Teradata Package for R Function Reference | 17.00 - TFIDF - Teradata Package for R - Look here for syntax, methods and examples for the functions included in the Teradata Package for R.

TF IDF

Description

TF-IDF evaluates the importance of a word within a specific document, weighted by the number of times the word appears in the entire corpus of documents.
Term frequency (tf) indicates how often a term appears in a specific document. Inverse document frequency (idf) measures the general importance of a term within an entire corpus of documents. That is, each term in the dictionary has an idf score. Each term in each document is given a TF_IDF score, which is equal to tf * idf. A high TF_IDF score for a term generally means that the term is uniquely relevant to a specific document.
To compute term frequency-inverse document frequency values, the TF_IDF SQL-MR function relies on the TF SQL-MR function, which computes the term frequency value of the input.

Usage

  td_tfidf_mle (
      object = NULL,
      doccount.data = NULL,
      docperterm.data = NULL,
      idf.data = NULL,
      object.partition.column = NULL,
      docperterm.data.partition.column = NULL,
      idf.data.partition.column = NULL,
      object.order.column = NULL,
      doccount.data.order.column = NULL,
      docperterm.data.order.column = NULL,
      idf.data.order.column = NULL
  )

Arguments

`object`	Required Argument. Specifies the model tbl_teradata, that contains the tf values, generated by TF (`td_tf_mle`). This argument can accept either a tbl_teradata or an object of "td_tf_mle" class.
`object.partition.column`	Required Argument. Specifies Partition By columns for "object". Values to this argument can be provided as a vector, if multiple columns are used for partition. Types: character OR vector of Strings (character)
`object.order.column`	Optional Argument. Specifies Order By columns for "object". Values to this argument can be provided as a vector, if multiple columns are used for ordering. Types: character OR vector of Strings (character)
`doccount.data`	Optional Argument. Required if running the function to output IDF and TF-IDF values for each term in the document set. Specifies the tbl_teradata that contains the total number of documents.
`doccount.data.order.column`	Optional Argument. Specifies Order By columns for "doccount.data". Values to this argument can be provided as a vector, if multiple columns are used for ordering. Types: character OR vector of Strings (character)
`docperterm.data`	Optional if running the function to output IDF and TF-IDF values for each term in document set. Specifies the tbl_teradata that contains the total number of documents that each term appears. If you omit this argument, the function creates it by processing the entire document set, which can require a large amount of memory. If there is not enough memory to process the entire document set, then this argument is required.
`docperterm.data.partition.column`	Optional Argument.

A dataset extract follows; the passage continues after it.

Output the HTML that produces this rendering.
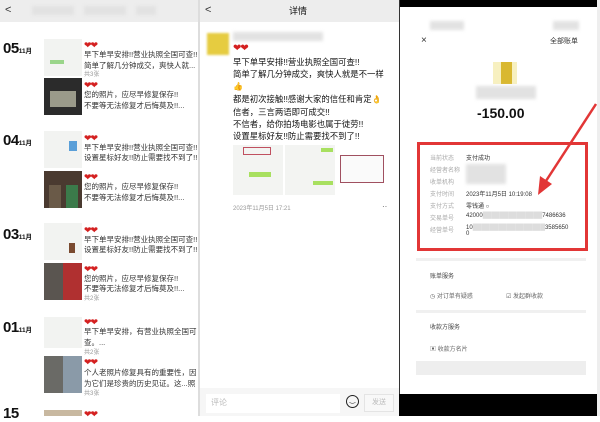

Required if "docperterm.data" is specified. Specifies Partition By columns for "docperterm.data". Values to this argument can be provided as a vector, if multiple columns are used for partition. Types: character OR vector of Strings (character)
`docperterm.data.order.column`	Optional Argument. Specifies Order By columns for "docperterm.data". Values to this argument can be provided as a vector, if multiple columns are used for ordering. Types: character OR vector of Strings (character)
`idf.data`	Optional Argument. Required if running the function to predict TF-IDF scores. Specifies the tbl_teradata that contains the idf values that the predict process outputs.
`idf.data.partition.column`	Optional Argument. Required if "idf.data" is specified. Specifies Partition By columns for "idf.data". Values to this argument can be provided as a vector, if multiple columns are used for partition. Types: character OR vector of Strings (character)
`idf.data.order.column`	Optional Argument. Specifies Order By columns for "idf.data". Values to this argument can be provided as a vector, if multiple columns are used for ordering. Types: character OR vector of Strings (character)

Value

Function returns an object of class "td_tfidf_mle" which is a named list containing object of class "tbl_teradata".
Named list member can be referenced directly with the "$" operator using the name: result.

Examples

  
    # Get the current context/connection
    con <- td_get_context()$connection
    
    # Load example data.
    loadExampleData("tfidf_example", "tfidf_train")
    
    # Create objects(s) of class "tbl_teradata".
    tfidf_train <- tbl(con, "tfidf_train")
    
    # Create Tokenized Training Document Set.
    ngram_out <- td_ngrams_mle (data = tfidf_train,
                                text.column = "content",
                                delimiter = " ",
                                grams = "1",
                                overlapping = FALSE,
                                to.lower.case = TRUE,
                                punctuation = "\\[.,?\\!\\]",
                                reset = "\\[.,?\\!\\]",
                                total.gram.count = FALSE,
                                accumulate = "docid"
                               )
      
    # Store the output of td_ngrams_mle() function into a table.
    tfidf_input_tbl <- copy_to(con,ngram_out$result, name="tfidf_input_table", overwrite = TRUE)
    
    # Create input for td_tf_mle() function.
    tfidf_input <- tfidf_input_tbl %>% select('docid', 'ngram', 'frequency') %>% 
                                         rename(term=ngram, count = frequency )
    
    # Run td_tf_mle() function to create input for td_tfidf_mle() function.
    tf_out <- td_tf_mle (data = tfidf_input,
                         formula = "normal",
                         data.partition.column = "docid"
                        )
    
    # Create doccount table that contains the total number of documents. 
    doccount_tbl <- tfidf_input_tbl %>% distinct(docid) %>% count() %>% 
                                          transmute(count=as.integer(n))
    
    # Use the output of the TF function as input and predict TF_IDF values.
    tfidf_out <- td_tfidf_mle(object=tf_out,
                              object.partition.column='term',
                              doccount.data=doccount_tbl
                             )
    
    # Drop the table that is created to store the output of td_ngrams_mle() function.
    db_drop_table(con, "tfidf_input_table")